Per il clubbing, vale un po’ lo stesso, su dinamiche pratiche diverse, ma con meccanismi mentali speculari. Chi spende solo per farsi vedere e far vedere che c’è, lì, in quel posto, con quella gente, quanto si sta divertendo in realtà? E quanto invece sta solo lavorando al suo self-branding, un compito sempre emotivamente impegnativo, accumulando così pure ulteriore stress invece di rilassarsi e sfogarsi? E, altra domanda fondamentale: le serate che sono popolate da una grossa porzione di questa genìa di cavalieri del self-branding, quanto sono goduriose in realtà? Onestamente pochetto, diciamocelo. Sì, dai, ammettiamolo, a bassa voce. Stanno in piedi in primis per l’aura che hanno costruito attorno a sé (ti inducono infatti questo bisogno di “esserci”, di FOMO), e/o per le droghe che vi circolano. Oh, di nuovo, nessun problema se la propria priorità è sentirsi VIP o stonarsi euforicamente in stupefacenza; ma allora per favore non usate la musica come una scusa, o meglio, fatelo pure, ma ammettete onestamente che è tale: è una scusa. Non è insomma il centro della vostra esperienza. Ma manco per il cazzo. Liberi, eh. Liberi di fare e di comportarvi come meglio credete. Non c’è nulla di male ad essere ogni tanto un po’ presenzialisti. Ma non raccontante(vi) frottole.
La musica nasce come una esperienza molto democratica ed orizzontale, ed il ballo pure: lo raccontano la loro storia e il loro sviluppo nei secoli. Sarebbe bello riuscissero a restare tali: almeno in buona parte, almeno senza troppo deragliare. Ci si può arrivare a questo obiettivo sperando nel buon cuore degli artisti e delle persone che lavorano per loro (ma ecco, è una illusione); ci si può invece arrivare anche e soprattutto con le nostre decisioni, le nostre scelte, le nostre piccole azioni dirette. Incominciamo a far capire a chi usa la musica solo ed unicamente per estrarre guadagni dalla passione delle persone che quelli fuori posto e pure un po’ sfigati ed infelici sono loro, e non quelli che non hanno la macchina figa e la servitù a casa, non mangiano nei ristoranti fighi, non si possono permettere i retreat a cinque stelle e gli ammennicoli di Gucci, Prada, Givenchy.

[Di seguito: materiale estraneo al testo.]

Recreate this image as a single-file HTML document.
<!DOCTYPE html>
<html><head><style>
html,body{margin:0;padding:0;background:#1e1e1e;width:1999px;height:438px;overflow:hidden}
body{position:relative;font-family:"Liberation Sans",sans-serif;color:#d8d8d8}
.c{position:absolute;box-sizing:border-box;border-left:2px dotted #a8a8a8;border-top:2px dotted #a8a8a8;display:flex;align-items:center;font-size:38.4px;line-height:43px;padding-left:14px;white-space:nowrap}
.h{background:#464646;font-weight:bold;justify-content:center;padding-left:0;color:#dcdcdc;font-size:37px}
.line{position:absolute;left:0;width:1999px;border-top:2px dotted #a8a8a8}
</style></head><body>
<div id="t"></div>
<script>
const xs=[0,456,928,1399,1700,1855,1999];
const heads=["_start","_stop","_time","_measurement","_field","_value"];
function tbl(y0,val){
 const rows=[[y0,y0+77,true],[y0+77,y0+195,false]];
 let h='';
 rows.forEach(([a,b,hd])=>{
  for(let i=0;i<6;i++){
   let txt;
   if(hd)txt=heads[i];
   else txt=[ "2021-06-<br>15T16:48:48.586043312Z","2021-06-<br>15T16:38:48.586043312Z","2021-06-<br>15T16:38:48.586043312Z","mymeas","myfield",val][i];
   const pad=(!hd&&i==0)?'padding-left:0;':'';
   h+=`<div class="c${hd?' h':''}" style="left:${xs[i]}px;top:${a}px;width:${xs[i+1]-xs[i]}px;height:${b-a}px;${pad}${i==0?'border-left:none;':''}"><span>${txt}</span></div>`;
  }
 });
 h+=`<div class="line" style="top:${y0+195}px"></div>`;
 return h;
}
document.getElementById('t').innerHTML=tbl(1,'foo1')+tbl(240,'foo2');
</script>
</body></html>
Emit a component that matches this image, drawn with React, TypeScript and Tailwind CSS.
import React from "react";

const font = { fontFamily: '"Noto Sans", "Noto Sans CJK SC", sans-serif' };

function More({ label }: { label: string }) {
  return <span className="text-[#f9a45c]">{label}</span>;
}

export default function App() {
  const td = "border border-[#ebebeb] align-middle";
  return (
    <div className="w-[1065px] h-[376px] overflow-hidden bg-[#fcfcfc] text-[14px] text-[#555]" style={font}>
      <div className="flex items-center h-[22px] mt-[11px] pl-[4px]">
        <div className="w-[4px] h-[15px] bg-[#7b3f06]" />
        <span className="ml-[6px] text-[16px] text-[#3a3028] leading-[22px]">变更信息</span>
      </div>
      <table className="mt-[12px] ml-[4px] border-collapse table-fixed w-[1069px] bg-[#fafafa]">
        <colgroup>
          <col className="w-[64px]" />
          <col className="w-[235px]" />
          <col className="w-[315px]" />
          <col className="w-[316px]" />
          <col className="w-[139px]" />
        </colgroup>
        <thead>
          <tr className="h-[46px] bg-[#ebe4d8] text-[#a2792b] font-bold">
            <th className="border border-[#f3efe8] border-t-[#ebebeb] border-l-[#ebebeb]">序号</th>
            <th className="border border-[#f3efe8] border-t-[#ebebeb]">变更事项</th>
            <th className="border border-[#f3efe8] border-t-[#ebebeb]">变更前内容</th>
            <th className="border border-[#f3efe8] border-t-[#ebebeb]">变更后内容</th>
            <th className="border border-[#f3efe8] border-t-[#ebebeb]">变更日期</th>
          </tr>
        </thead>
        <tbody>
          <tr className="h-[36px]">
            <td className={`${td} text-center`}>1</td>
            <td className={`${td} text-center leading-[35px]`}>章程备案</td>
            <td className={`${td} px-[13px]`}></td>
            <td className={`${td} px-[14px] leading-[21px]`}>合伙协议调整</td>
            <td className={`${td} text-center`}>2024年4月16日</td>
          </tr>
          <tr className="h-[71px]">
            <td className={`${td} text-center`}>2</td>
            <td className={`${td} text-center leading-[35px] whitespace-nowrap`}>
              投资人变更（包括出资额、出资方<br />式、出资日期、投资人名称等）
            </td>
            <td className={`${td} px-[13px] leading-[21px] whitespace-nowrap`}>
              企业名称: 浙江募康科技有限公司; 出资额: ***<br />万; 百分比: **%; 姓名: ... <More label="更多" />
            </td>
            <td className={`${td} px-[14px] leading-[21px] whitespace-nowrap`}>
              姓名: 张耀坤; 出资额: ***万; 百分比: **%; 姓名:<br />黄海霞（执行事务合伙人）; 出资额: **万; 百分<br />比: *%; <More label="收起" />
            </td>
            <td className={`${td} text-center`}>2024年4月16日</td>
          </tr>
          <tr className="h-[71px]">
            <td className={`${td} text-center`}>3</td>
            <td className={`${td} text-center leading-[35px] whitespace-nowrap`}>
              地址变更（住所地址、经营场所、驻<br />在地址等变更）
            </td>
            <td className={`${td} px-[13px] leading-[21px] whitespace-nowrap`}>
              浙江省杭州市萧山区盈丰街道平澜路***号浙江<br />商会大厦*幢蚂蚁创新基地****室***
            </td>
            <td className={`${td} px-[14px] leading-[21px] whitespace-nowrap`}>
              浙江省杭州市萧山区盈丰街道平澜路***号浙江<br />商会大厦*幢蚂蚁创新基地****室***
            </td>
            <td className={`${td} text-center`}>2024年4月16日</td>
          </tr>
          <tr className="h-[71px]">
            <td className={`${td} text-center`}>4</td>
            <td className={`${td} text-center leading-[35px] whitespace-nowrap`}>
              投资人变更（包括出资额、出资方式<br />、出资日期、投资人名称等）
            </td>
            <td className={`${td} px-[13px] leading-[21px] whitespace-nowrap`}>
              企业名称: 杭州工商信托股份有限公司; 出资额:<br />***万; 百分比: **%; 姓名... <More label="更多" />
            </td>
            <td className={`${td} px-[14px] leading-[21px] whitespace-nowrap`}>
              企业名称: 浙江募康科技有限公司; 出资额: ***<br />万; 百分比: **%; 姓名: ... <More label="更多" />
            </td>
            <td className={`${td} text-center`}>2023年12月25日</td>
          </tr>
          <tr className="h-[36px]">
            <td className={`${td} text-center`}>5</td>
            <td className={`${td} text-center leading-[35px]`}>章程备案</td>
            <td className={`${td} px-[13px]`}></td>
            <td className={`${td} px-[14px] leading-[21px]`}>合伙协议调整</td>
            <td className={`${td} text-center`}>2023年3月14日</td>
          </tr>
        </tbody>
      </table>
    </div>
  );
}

Non è necessario l’odio di classe. Sarebbe sufficiente il buon senso. E la buona notizia, ehi!, è che il bastone del comando è ancora in mano nostra: con le nostre scelte, con le nostre decisioni di quali eventi e quali artisti sostenere. L’offerta non manca. Basta privilegiare chi sta attento a non lucrare troppo sulla tua passione, ma si pone dei limiti. Grazie a quel concetto demodé chiamato etica, rispetto e buon gusto, tutt’e tre insieme.